The curve `y=a x^3+b x^2+c x+5` touches the x-axis at `P(-2,0)` and cuts the y-axis at the point `Q` where its gradient is 3. Find the equation of the curve completely.

Given, `y = ax^(3) + bx^(2) + cx + 5` touches X-axis at `P ( - 2, 0 )` which implies that X- axis is tangent at `(-2, 0)` and the curve is also passes through `(-2, 0)`.
The curve cuts Y- axis at `(0, 5)` and gradient at this point is given 3, therefore at `(0, 5)` slope of the tangent is 3.
Now, `" " (dy)/(dx) = 3ax^(3) + 2 b x + c`
Since, X-axis is tangent at `(-2, 0)`.
`therefore " " |(dy)/(dx)|_(x = -2 ) = 0`
`rArr " " 0 = 3a (-2)^(2) + 2b (-2) + c `
`rArr " " 0 = 12 a - 4 b + c " " ` ... (i)

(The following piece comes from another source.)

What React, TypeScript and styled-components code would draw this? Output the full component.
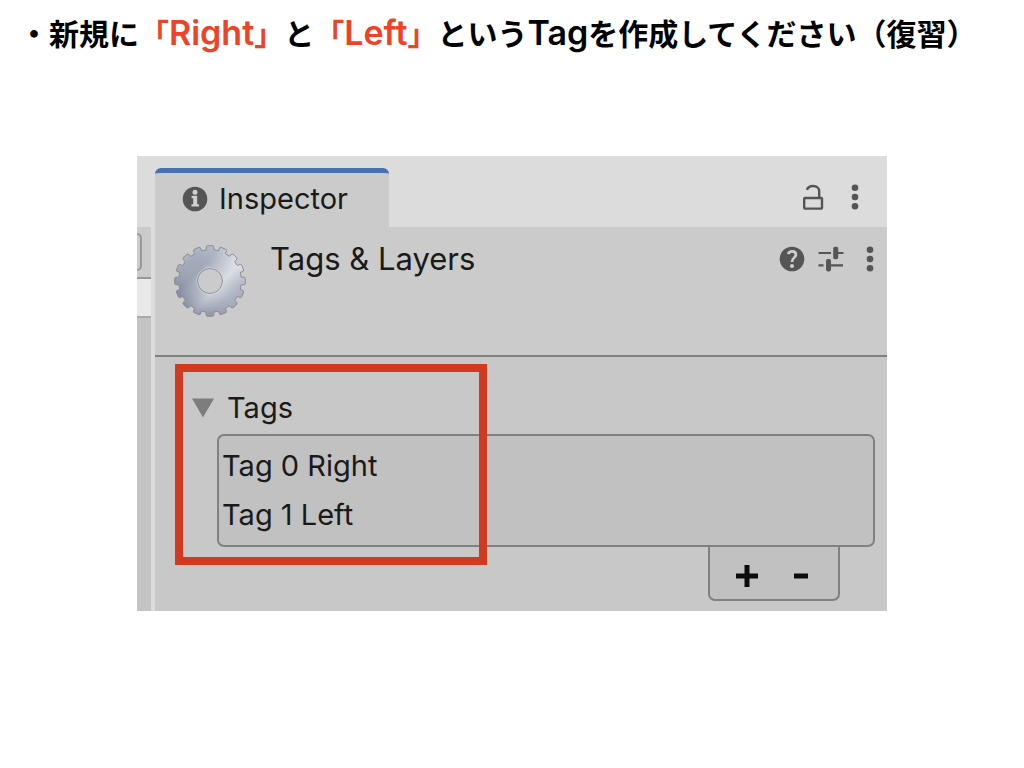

Again, slope of tangent at `(0, 5)` is 3.
`therefore " " |(dy)/(dx)| _("("0, 5")")= 3 `
`rArr " " 3= 3a (0)^(2) + 2b (0) + c `
`rArr " " 3= c" " `...(ii)
Since, the curve passes through `(-2, 0)`
`" " 0 = a(-2)^(3) + b (-2)^(2) + c ( - 2 ) + 5`
`rArr " " 0 = - 8a + 4b - 2c + 5 " " ` ... (iii)
From Eqs (i) and (ii),
`" " 12 a - 4b = -3 " " ` ... (iv)
From Eqs. (ii) and(iii),
`" " - 8a + 4b = 1 " " `... (v)
On adding Eqs. (iv ) and (v), we get
` 4a = -2 rArr a = - 1 //2 `
On putting `a = -1//2` in Eqs. (iv), we get
` " " 12( - 1//2) - 4b =-3 `
`rArr " " - 6 - 4b =-3`
`rArr - 3 = 4b `
`rArr " " b = - 3//4`
`therefore " " a = -1//2, b = - 3//4 and c = 3`